## WRITTEN TASK
Pull out every line of the listing below where "this" appears.

[start INPUT ROWS]

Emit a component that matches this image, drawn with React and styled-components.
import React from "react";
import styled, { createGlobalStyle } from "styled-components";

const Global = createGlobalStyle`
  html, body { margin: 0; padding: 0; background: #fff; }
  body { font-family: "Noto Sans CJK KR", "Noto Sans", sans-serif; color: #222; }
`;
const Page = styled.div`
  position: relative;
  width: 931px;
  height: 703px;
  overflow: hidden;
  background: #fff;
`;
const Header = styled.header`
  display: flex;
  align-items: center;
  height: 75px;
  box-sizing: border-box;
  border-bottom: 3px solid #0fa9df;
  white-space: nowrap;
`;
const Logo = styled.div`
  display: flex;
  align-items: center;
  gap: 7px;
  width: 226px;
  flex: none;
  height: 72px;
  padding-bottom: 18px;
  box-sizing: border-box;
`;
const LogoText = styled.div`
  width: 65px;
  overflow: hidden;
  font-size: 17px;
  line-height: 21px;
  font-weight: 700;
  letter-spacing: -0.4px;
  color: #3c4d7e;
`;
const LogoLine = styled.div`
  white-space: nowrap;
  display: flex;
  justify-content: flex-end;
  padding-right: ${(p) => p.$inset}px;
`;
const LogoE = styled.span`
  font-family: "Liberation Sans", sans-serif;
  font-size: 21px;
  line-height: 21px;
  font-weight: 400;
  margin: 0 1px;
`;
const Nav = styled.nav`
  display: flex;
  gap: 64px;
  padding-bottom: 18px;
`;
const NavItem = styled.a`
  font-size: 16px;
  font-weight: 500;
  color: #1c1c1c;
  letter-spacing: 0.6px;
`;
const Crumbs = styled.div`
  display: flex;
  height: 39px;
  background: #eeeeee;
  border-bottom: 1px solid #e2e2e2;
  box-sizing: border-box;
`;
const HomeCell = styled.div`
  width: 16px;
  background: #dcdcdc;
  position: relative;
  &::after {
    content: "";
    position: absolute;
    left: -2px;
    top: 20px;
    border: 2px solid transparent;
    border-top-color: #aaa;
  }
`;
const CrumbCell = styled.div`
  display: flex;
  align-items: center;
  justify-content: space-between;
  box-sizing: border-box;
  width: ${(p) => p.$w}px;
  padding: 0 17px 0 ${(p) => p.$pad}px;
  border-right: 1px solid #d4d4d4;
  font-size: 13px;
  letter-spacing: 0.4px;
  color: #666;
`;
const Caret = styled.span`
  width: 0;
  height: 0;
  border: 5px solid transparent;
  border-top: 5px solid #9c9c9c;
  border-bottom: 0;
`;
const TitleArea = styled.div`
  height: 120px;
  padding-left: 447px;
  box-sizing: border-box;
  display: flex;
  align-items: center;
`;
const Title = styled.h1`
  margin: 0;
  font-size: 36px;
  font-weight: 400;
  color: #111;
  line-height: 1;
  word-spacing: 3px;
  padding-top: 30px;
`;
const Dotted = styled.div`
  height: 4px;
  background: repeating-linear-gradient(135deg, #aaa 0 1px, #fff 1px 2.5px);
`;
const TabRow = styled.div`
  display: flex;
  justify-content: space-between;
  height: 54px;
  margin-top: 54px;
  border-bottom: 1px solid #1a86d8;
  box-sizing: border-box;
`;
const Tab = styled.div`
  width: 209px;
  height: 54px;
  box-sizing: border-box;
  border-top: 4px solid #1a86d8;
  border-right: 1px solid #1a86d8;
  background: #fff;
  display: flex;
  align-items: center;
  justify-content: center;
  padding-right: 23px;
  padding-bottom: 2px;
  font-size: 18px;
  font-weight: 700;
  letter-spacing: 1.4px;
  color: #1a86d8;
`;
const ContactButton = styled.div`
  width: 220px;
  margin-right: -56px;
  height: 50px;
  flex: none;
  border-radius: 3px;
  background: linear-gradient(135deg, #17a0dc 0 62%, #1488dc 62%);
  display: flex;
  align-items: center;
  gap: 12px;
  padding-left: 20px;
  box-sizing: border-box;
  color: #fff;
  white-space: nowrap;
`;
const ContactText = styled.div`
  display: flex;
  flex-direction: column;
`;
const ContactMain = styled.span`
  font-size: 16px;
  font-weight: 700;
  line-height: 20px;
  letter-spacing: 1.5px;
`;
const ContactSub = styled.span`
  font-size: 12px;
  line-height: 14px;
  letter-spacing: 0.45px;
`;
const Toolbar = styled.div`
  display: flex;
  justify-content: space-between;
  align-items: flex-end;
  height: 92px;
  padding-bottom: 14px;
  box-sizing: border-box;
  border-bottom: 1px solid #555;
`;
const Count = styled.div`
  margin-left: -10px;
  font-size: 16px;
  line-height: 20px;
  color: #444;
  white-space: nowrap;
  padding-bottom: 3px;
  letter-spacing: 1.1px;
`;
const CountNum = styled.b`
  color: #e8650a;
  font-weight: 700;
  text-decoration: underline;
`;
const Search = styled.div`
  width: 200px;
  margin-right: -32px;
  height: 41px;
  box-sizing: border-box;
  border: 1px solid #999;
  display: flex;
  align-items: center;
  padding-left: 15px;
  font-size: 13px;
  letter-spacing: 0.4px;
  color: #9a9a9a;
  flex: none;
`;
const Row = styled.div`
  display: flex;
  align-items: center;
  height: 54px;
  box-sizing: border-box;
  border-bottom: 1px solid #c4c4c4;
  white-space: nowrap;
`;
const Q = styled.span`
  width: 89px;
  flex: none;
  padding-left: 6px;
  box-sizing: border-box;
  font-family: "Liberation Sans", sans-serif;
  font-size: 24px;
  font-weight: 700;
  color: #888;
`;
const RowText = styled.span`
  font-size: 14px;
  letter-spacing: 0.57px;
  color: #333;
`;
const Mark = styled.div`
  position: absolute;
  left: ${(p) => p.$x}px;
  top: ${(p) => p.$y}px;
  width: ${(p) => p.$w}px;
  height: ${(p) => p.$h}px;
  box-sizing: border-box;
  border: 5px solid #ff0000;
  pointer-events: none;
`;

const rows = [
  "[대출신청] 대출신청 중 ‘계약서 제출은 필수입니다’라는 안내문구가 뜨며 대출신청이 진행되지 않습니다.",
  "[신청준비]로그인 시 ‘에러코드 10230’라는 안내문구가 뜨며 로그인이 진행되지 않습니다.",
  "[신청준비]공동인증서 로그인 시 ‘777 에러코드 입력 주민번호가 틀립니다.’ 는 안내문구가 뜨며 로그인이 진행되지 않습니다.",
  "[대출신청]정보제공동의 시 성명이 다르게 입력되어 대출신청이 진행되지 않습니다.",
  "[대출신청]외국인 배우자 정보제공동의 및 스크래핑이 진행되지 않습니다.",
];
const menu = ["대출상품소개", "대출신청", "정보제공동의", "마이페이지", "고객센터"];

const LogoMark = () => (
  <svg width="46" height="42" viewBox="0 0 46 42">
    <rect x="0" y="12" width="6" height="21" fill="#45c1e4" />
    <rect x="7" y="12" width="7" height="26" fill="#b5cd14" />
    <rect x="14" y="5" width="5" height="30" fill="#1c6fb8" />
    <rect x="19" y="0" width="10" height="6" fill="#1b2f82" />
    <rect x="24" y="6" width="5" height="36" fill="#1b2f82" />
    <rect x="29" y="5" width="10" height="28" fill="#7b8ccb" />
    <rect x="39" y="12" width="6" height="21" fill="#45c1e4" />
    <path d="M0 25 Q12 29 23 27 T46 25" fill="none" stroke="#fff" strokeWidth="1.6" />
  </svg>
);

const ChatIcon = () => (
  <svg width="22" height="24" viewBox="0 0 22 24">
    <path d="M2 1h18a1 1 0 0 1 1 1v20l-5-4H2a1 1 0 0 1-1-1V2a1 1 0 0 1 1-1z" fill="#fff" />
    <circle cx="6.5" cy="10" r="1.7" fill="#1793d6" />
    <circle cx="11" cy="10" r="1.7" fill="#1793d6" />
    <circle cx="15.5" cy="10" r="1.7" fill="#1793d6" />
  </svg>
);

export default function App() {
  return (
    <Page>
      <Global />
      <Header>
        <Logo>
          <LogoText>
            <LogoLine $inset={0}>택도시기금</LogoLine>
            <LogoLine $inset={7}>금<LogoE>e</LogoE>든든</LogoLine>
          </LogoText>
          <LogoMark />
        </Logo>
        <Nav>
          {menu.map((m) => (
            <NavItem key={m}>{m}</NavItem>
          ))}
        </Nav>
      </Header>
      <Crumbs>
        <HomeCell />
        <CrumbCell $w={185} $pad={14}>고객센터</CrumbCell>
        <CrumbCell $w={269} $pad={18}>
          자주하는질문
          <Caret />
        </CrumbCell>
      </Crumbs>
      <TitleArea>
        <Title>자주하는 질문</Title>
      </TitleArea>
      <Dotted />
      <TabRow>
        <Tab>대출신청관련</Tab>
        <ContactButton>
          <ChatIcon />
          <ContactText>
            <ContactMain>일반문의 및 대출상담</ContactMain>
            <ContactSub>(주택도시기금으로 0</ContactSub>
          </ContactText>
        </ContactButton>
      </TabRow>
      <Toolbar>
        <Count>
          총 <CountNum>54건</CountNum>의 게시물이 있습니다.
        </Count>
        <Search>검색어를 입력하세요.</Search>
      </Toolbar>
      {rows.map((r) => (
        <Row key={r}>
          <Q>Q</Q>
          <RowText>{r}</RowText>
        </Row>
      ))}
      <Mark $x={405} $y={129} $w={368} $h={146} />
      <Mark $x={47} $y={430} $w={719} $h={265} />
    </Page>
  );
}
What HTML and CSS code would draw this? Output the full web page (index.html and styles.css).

[end INPUT ROWS]

## FINAL RESULT
Emit a component that matches this image, drawn with React and styled-components.
What HTML and CSS code would draw this? Output the full web page (index.html and styles.css).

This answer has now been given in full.